I asked someone to read some pages of MINDER and give me honest feedback.
Yes, I need the honest feedback. It makes the book better. If you're reading this, June, thank you for your feedback.
I'll get right on fixing the problems as soon as I stop rocking and sucking my thumb.
A big part of me honestly wants people to gush embarrassingly and proclaim me the next Rowling or Meyer. Rave reviews are completely unhelpful, but they make me feel better. As Mark Twain once said on my website (and probably somewhere else, too), "I can live for two months on a good compliment."
I actually respect the critics more, though. People who love my book as-is have too-low standards. At least find a typo or something! And it's kinda like what Groucho Marx used to say: that he'd never want to join a club that would have someone like him for a member.
Maybe I need more current references.
Oh, and something's wrong with the TiVo. I think the cat pulled a connector out of the back. However, a broken DVR is an emergency in the middle of a New Hampshire winter, so I hope someone will tell me how to call the National Guard or send up the Bat Signal or something.
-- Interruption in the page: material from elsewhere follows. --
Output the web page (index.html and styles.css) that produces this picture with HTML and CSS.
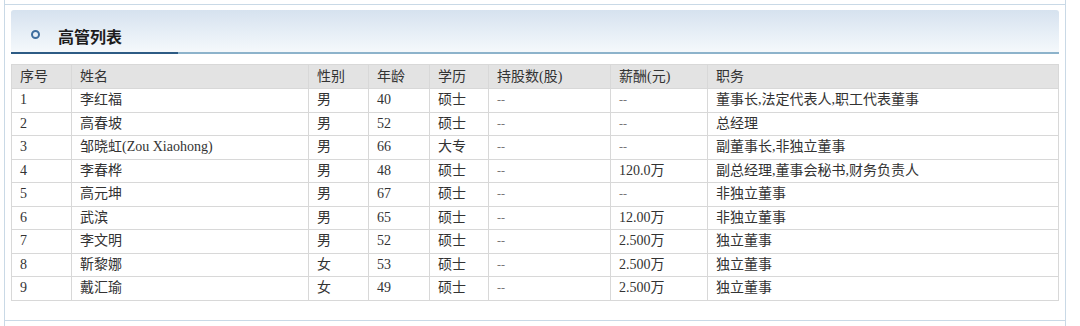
FILE: index.html
```html
<!DOCTYPE html>
<html lang="zh-CN">
<head>
<meta charset="utf-8">
<title>高管列表</title>
<link rel="stylesheet" href="styles.css">
</head>
<body>
<div class="frame">
  <section class="section">
    <div class="panel">
      <span class="ring"></span>
      <h2 class="panel-title">高管列表</h2>
    </div>
    <table class="grid">
      <colgroup>
        <col class="c-no"><col class="c-name"><col class="c-sex"><col class="c-age"><col class="c-edu"><col class="c-share"><col class="c-pay"><col class="c-job">
      </colgroup>
      <thead>
        <tr><th>序号</th><th>姓名</th><th>性别</th><th>年龄</th><th>学历</th><th>持股数(股)</th><th>薪酬(元)</th><th>职务</th></tr>
      </thead>
      <tbody>
        <tr><td>1</td><td>李红福</td><td>男</td><td>40</td><td>硕士</td><td class="dash">--</td><td class="dash">--</td><td>董事长,法定代表人,职工代表董事</td></tr>
        <tr><td>2</td><td>高春坡</td><td>男</td><td>52</td><td>硕士</td><td class="dash">--</td><td class="dash">--</td><td>总经理</td></tr>
        <tr><td>3</td><td>邹晓虹(Zou Xiaohong)</td><td>男</td><td>66</td><td>大专</td><td class="dash">--</td><td class="dash">--</td><td>副董事长,非独立董事</td></tr>
        <tr><td>4</td><td>李春桦</td><td>男</td><td>48</td><td>硕士</td><td class="dash">--</td><td>120.0万</td><td>副总经理,董事会秘书,财务负责人</td></tr>
        <tr><td>5</td><td>高元坤</td><td>男</td><td>67</td><td>硕士</td><td class="dash">--</td><td class="dash">--</td><td>非独立董事</td></tr>
        <tr><td>6</td><td>武滨</td><td>男</td><td>65</td><td>硕士</td><td class="dash">--</td><td>12.00万</td><td>非独立董事</td></tr>
        <tr><td>7</td><td>李文明</td><td>男</td><td>52</td><td>硕士</td><td class="dash">--</td><td>2.500万</td><td>独立董事</td></tr>
        <tr><td>8</td><td>靳黎娜</td><td>女</td><td>53</td><td>硕士</td><td class="dash">--</td><td>2.500万</td><td>独立董事</td></tr>
        <tr><td>9</td><td>戴汇瑜</td><td>女</td><td>49</td><td>硕士</td><td class="dash">--</td><td>2.500万</td><td>独立董事</td></tr>
      </tbody>
    </table>
  </section>
</div>
</body>
</html>
```

FILE: styles.css
```css
html, body {
  margin: 0;
  padding: 0;
  background: #ffffff;
}

body {
  font-family: "Liberation Serif", "Noto Sans CJK SC", serif;
  color: #333333;
}

.frame {
  margin: 0 14px 0 4px;
  height: 326px;
  box-sizing: border-box;
  padding-top: 4px;
  border-left: 1px solid #c9d9e6;
  border-right: 1px solid #c9d9e6;
}

.section {
  border-top: 1px solid #c9d9e6;
  border-bottom: 1px solid #c9d9e6;
  height: 317px;
  box-sizing: border-box;
  padding: 5px 6px 0 6px;
}

.panel {
  height: 44px;
  box-sizing: border-box;
  padding: 8px 0 0 20px;
  display: flex;
  align-items: center;
  border-radius: 3px 3px 0 0;
  background:
    linear-gradient(#2d5b84, #2d5b84) left bottom / 167px 2px no-repeat,
    linear-gradient(#8db3cb, #8db3cb) left bottom / 100% 2px no-repeat,
    linear-gradient(to bottom, #d6e2ef 0%, #e6eef6 50%, #f6f9fc 100%);
}

.ring {
  width: 9px;
  height: 9px;
  box-sizing: border-box;
  border: 2px solid #3f6f9f;
  border-radius: 50%;
  margin-top: -4px;
  flex: none;
}

.panel-title {
  margin: 0 0 0 18px;
  font-family: "Noto Sans CJK SC", sans-serif;
  font-size: 16px;
  font-weight: 700;
  color: #1d1d1d;
  line-height: 20px;
}

.grid {
  margin-top: 10px;
  width: 1048px;
  border-collapse: collapse;
  table-layout: fixed;
  border: 1px solid #cfcfcf;
  font-size: 14px;
}

.c-no { width: 60px; }
.c-name { width: 237px; }
.c-sex { width: 60px; }
.c-age { width: 61px; }
.c-edu { width: 59px; }
.c-share { width: 122px; }
.c-pay { width: 97px; }
.c-job { width: auto; }

.grid th,
.grid td {
  border: 1px solid #d8d8d8;
  padding: 0 0 0 8px;
  text-align: left;
  white-space: nowrap;
  line-height: 18px;
  color: #333333;
}

.grid th {
  font-weight: 400;
  background: #e3e3e3;
  height: 23px;
}

.grid tbody tr {
  height: 23.5px;
}

.grid td.dash {
  color: #777777;
  font-size: 12px;
}
```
I'm normally techno-literate, but I have no idea how my husband set this the system up. And the kids will start setting fires or something if we miss "Dinosaur Train," a PBS show that is completely, factually accurate about dinosaurs.
Except for the part where they sing. And ride on trains.
If I were still in college, I'd definitely have a drinking game set up around that show.
I miss college.
3 comments:
hmmm. I think my intelligence has just been insulted, b/c I think it's great. Send it back over, woman, I need to find a typo.
Thanks! Like I said, compliments make me feel great. Let's assume the typos are in chapter 3.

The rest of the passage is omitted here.